Sibyl comes with the support of multiple architecture, and multiple engine.
arch/jit | python | tcc | gcc | llvm | qemu |
---|---|---|---|---|---|
arml | ✔️ | ✔️ | ✔️ | ✔️ | ✔️ |
armb | ✔️ | ✔️ | ✔️ | ✔️ | ✔️ |
armtl | ❌ | ❌ | ❌ | ❌ | arml with +1 offset |
armtb | ❌ | ❌ | ❌ | ❌ | armb with +1 offset |
sh4 | ❌ | ❌ | ❌ | ❌ | ❌ |
x86_16 | ✔️ | ✔️ | ✔️ | ✔️ | ✔️ |
x86_32 | ✔️ | ✔️ | ✔️ | ✔️ | ✔️ |
x86_64 | ✔️ | ✔️ | ✔️ | ||
msp430 | ✔️ | ✔️ | ✔️ | ✔️ | ✔️ |
mips32b | ✔️ | ✔️ | ✔️ | ✔️ | ✔️ |
mips32l | ✔️ | ✔️ | ✔️ | ✔️ | ✔️ |
aarch64l | ✔️ | ✔️ | ✔️ | ✔️ | ✔️ |
aarch64b | ✔️ | ✔️ | ✔️ | ✔️ | ✔️ |
Do not hesitate to consult and open an issue if precisions are still needed.

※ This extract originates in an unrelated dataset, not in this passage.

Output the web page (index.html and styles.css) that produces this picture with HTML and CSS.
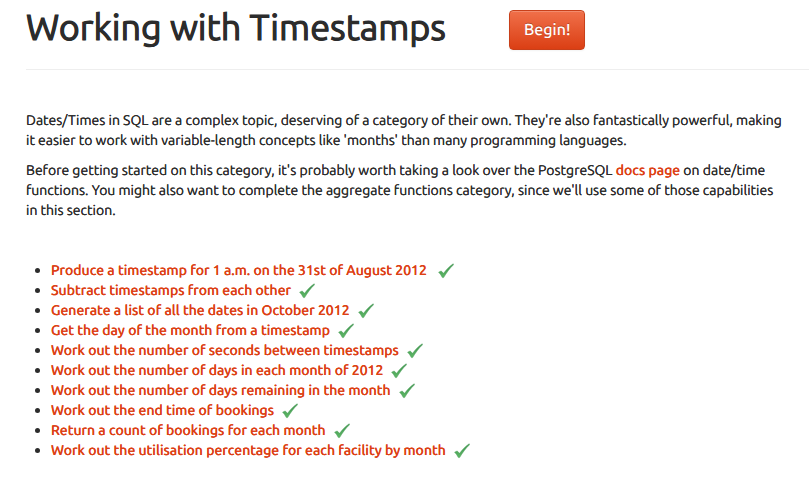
FILE: index.html
```html
<!DOCTYPE html>
<html lang="en">
<head>
<meta charset="utf-8">
<meta name="viewport" content="width=device-width, initial-scale=1">
<title>Working with Timestamps</title>
<link rel="stylesheet" href="styles.css">
</head>
<body>
<svg class="sprite" aria-hidden="true">
<linearGradient id="leaf" x1="0" y1="0" x2="0" y2="1"><stop offset="0" stop-color="#3f9350"/><stop offset="1" stop-color="#5fb866"/></linearGradient>
<symbol id="tick" viewBox="0 0 16 16"><path d="M.6 9.2 L3.1 8 L5.6 10.3 C8.4 6.6 11.6 3.2 15.2 .8 L15.5 1.8 C11.6 5.4 8.6 9.6 5.6 14.6 L4.4 14.6 C3.4 12.6 2.2 10.6 .6 9.2 Z" fill="url(#leaf)" stroke="#4a9f58" stroke-width=".5"/></symbol>
</svg>
<main class="page">
<header class="page-header">
<h1>Working with Timestamps</h1>
<button class="begin" type="button">Begin!</button>
</header>
<section class="intro">
<p>Dates/Times in SQL are a complex topic, deserving of a category of their own. They're also fantastically powerful, making it easier to work with variable-length concepts like 'months' than many programming languages.</p>
<p>Before getting started on this category, it's probably worth taking a look over the PostgreSQL <a href="#docs">docs page</a> on date/time functions. You might also want to complete the aggregate functions category, since we'll use some of those capabilities in this section.</p>
</section>
<ul class="exercises">
<li><a href="#1">Produce a timestamp for 1 a.m. on the 31st of August 2012</a> <svg class="tick"><use href="#tick"/></svg></li>
<li><a href="#2">Subtract timestamps from each other</a><svg class="tick"><use href="#tick"/></svg></li>
<li><a href="#3">Generate a list of all the dates in October 2012</a><svg class="tick"><use href="#tick"/></svg></li>
<li><a href="#4">Get the day of the month from a timestamp</a><svg class="tick"><use href="#tick"/></svg></li>
<li><a href="#5">Work out the number of seconds between timestamps</a><svg class="tick"><use href="#tick"/></svg></li>
<li><a href="#6">Work out the number of days in each month of 2012</a><svg class="tick"><use href="#tick"/></svg></li>
<li><a href="#7">Work out the number of days remaining in the month</a><svg class="tick"><use href="#tick"/></svg></li>
<li><a href="#8">Work out the end time of bookings</a><svg class="tick"><use href="#tick"/></svg></li>
<li><a href="#9">Return a count of bookings for each month</a><svg class="tick"><use href="#tick"/></svg></li>
<li><a href="#10">Work out the utilisation percentage for each facility by month</a><svg class="tick"><use href="#tick"/></svg></li>
</ul>
</main>
</body>
</html>
```
FILE: styles.css
```css
* { box-sizing: border-box; }
body { margin: 0; background: #fff; color: #2c2c2c; font: 400 14px/20px Ubuntu, "Noto Sans", sans-serif; text-rendering: geometricPrecision; text-shadow: 0 0 0 currentColor; }
.sprite { position: absolute; width: 0; height: 0; }
.page { padding: 8px 0 20px 26px; }
.page-header { display: flex; align-items: flex-start; gap: 63px; padding-bottom: 19px; border-bottom: 1px solid #eee; }
h1 { margin: 0; font-size: 36px; line-height: 38px; font-weight: 400; -webkit-text-stroke: 1px currentColor; }
.begin { margin-top: 2px; height: 40px; padding: 0 14px; border: 1px solid #c8401a; border-radius: 4px; background: linear-gradient(#f0704a, #db3f14); box-shadow: inset 0 1px 0 rgba(255, 255, 255, .2), 0 1px 2px rgba(0, 0, 0, .05); color: #fff; font: 500 16px/20px Ubuntu, "Noto Sans", sans-serif; text-rendering: inherit; text-shadow: 0 -1px 0 rgba(0, 0, 0, .25); }
.intro { padding: 40px 24px 0 0; }
p { margin: 0 0 10px; }
a { color: #dd4014; text-decoration: none; font-weight: 500; text-shadow: 0 0 0 currentColor; }
.exercises { margin: 40px 0 0; padding: 0 0 0 25px; }
.exercises li::marker { font-size: 16px; }
.tick { width: 16px; height: 16px; margin-left: 8px; vertical-align: -4px; }
```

Behaviors close to infinite loop happen quite often, especially when the arguments are not formatted as expected by the function (trying another test case). To avoid these behaviors, there is a timeout on each sub-test. The -i/--timeout argument adjusts this parameter (2 by default, 0 to disable timeout).
Once the architecture and corresponding semantic is implemented in Miasm2, one just needs to implement the wanted ABI in sibyl/abi/.
If writing the jitter engine part is an issue, one can directly use the python jitter option with -j/--jitter argument.
If the semantic is not complete enough, one can add the corresponding bridge with qemu in sibyl/engine/qemu.py
, if available.
Sibyl may take time due to the number of function to consider and the test set size (Sibyl time complexity is approximately in O(number function * test set size)).
In addition, library are often present in the same binary zone, giving the impression that Sibyl got result by burst.
A convenient way to observe its progress is the use of the -v
option.
binary | architecture | test set size | addresses to check | number of function found | elapsed time |
---|---|---|---|---|---|
busybox-i486 | x86_32 | 26 | 3085 | 21 | 36.0s |
busybox-armv6l | arml | 26 | 3063 | 48 | 1m16.5s |
busybox-mipsel | mips32l | 26 | 3065 | 16 | 44.0s |
These tests have been done on a standard, 4 i7 CPU laptop, using the default
configuration (ie. qemu
jitter) and addresses provided by IDA.
Please note that, by design, Sibyl is embarrassingly parallel.